Cleaning of cargo holds in preparation for cargo

– After washing down, any residual cargo should be removed from bilge system intake suctions to keep solid materials from entering and clogging the bilge system.
– The perforated plate bilge well covers should be cleaned of debris that could prevent water from flowing into the bilge wells.
– If dry cargoes in bulk are to be loaded, plate covers should be covered with burlap and secured with marine tape prior to loading cargo. The burlap will help to prevent coarse size particles from entering and blocking the bilge system.
– Bilge well suction pipes should be fitted with removable strainer baskets (e.g., strum or rose box) and/or equipped with a mud box to capture debris while washing cargo holds.

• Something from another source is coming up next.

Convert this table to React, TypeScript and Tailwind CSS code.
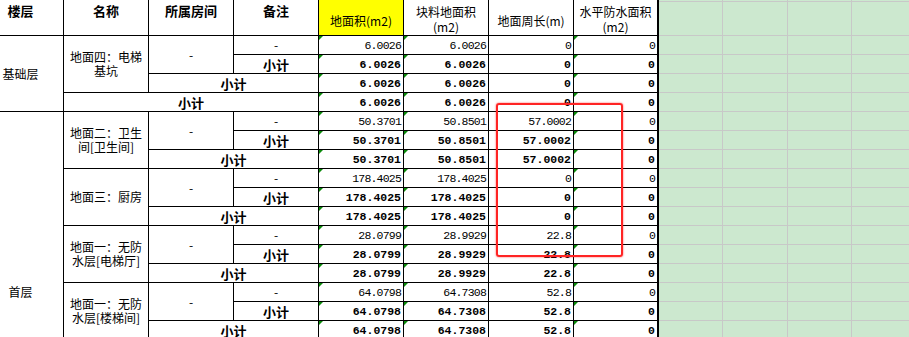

These should be cleaned as regularly as necessary during the washing period.
– Upon completion of washing cargo holds, any remaining water and residual solid materials should be cleared from the bilge well.

Inspection and testing

– Bilge wells should be cleaned and dry for inspection before loading cargo.
– Records should be maintained in the deck log of inspections and tests of the bilge system.
– Bilge system sounding pipes should be inspected as they can become filled with cargo residues in bilge wells that dry and solidify resulting in blockage. This can be prevented by hosing the sounding pipes with water from deck level or by using a pressured airline to clear the pipe. Cleaning and clearing of sounding pipes should be conducted after cargo holds have been washed and bilges have been cleaned.
– All valves in the drain/bilge system should be checked and labelling kept in good order.
– Ensure that the non-return valves fitted in the cargo holds’ bilge pumping system are fully functional. The simplest way to perform this test is to stop the bilge pump for 20 to 30 seconds. If water does not return to the bilge well through the suction pipe, the non-return valve is functioning correctly. Should water enter the hold’s bilge, the non-return valve may be stuck, worn or damaged, and should be opened up and repaired.
– If the vessel is fitted with any bilge alarms, they should be tested and confirmed as functioning properly.
– Remotely actuated cargo hold bilge suction valves should be routinely checked to ensure they are functioning properly.
– Any bilge system control mimic boards should be regularly tested to ensure it is functioning properly.
– Bilge soundings should be taken daily and recorded in the deck log.